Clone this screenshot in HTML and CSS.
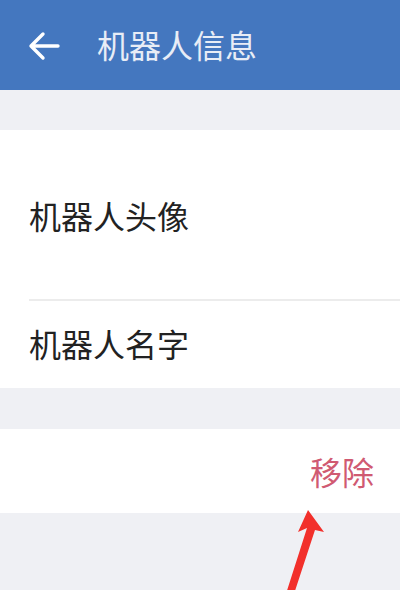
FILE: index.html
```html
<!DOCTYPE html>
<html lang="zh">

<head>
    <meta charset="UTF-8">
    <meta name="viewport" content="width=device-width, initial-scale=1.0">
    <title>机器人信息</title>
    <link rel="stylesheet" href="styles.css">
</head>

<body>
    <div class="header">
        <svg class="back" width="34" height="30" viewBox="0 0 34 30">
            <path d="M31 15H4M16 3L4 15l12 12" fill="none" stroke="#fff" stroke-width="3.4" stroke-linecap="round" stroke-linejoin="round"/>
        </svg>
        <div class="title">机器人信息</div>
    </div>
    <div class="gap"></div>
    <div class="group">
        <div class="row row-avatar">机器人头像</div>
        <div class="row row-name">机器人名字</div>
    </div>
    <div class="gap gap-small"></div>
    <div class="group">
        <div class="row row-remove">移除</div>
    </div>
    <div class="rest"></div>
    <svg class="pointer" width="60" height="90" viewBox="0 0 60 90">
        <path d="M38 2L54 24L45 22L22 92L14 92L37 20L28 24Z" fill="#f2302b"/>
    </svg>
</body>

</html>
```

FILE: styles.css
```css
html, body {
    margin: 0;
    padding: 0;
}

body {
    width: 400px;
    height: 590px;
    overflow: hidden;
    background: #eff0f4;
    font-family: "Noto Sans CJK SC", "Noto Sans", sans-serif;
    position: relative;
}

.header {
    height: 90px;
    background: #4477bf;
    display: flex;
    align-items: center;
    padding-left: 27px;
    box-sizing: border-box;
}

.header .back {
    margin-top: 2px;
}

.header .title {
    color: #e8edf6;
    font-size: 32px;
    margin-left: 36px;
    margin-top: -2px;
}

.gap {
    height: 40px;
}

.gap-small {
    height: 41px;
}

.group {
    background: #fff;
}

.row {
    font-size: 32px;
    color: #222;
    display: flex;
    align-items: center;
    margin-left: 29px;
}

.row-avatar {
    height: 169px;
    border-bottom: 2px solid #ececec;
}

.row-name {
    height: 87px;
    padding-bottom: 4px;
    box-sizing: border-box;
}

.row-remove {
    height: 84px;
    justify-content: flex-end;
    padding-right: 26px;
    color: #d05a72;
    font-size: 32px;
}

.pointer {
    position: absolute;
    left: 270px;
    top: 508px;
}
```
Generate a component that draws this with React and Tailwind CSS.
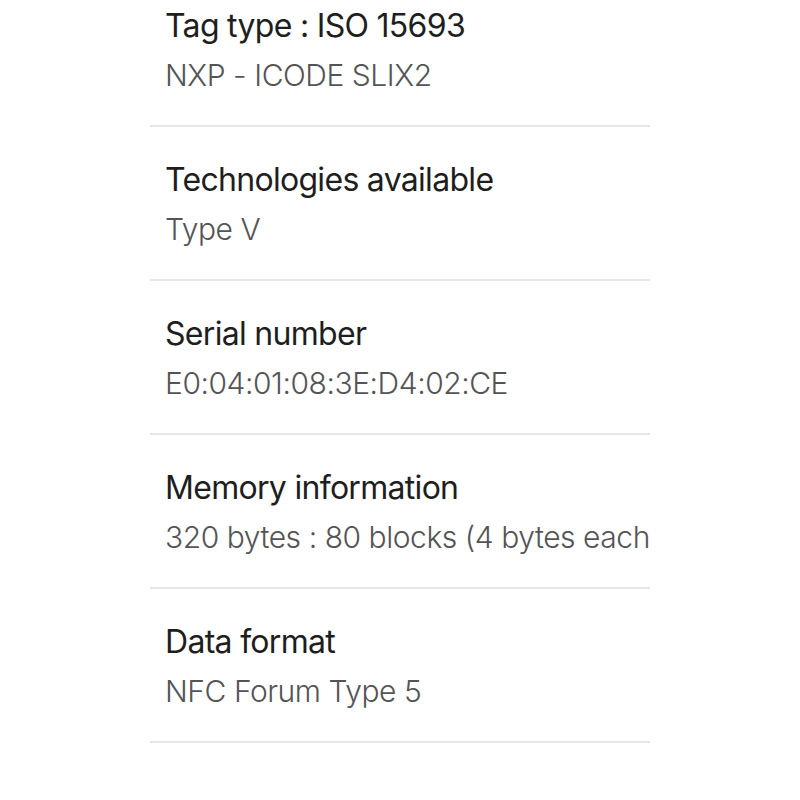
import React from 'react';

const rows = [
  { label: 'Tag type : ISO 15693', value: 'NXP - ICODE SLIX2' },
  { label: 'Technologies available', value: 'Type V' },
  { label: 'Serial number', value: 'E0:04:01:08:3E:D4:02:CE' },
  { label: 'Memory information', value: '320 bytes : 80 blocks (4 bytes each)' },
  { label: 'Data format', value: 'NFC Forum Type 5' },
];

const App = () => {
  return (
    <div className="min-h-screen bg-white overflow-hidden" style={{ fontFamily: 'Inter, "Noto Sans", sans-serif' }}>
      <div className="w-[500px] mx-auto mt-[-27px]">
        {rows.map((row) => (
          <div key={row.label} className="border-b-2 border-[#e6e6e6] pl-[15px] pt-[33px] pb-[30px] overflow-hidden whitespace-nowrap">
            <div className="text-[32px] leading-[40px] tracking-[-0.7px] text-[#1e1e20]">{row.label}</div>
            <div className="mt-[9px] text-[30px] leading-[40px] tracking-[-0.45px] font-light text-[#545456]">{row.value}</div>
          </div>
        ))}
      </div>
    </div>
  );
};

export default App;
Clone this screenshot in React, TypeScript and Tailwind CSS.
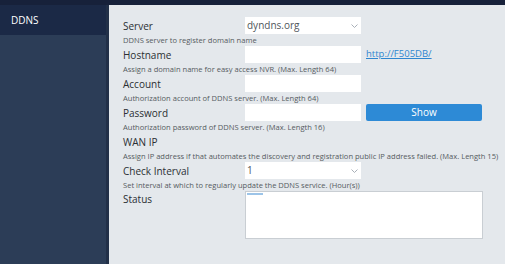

__________________________________________________

Challenge: Check each line of the records for "Clone" and copy the ones that contain it.

The solution:
Clone this screenshot in HTML and CSS.
Clone this screenshot in React, TypeScript and Tailwind CSS.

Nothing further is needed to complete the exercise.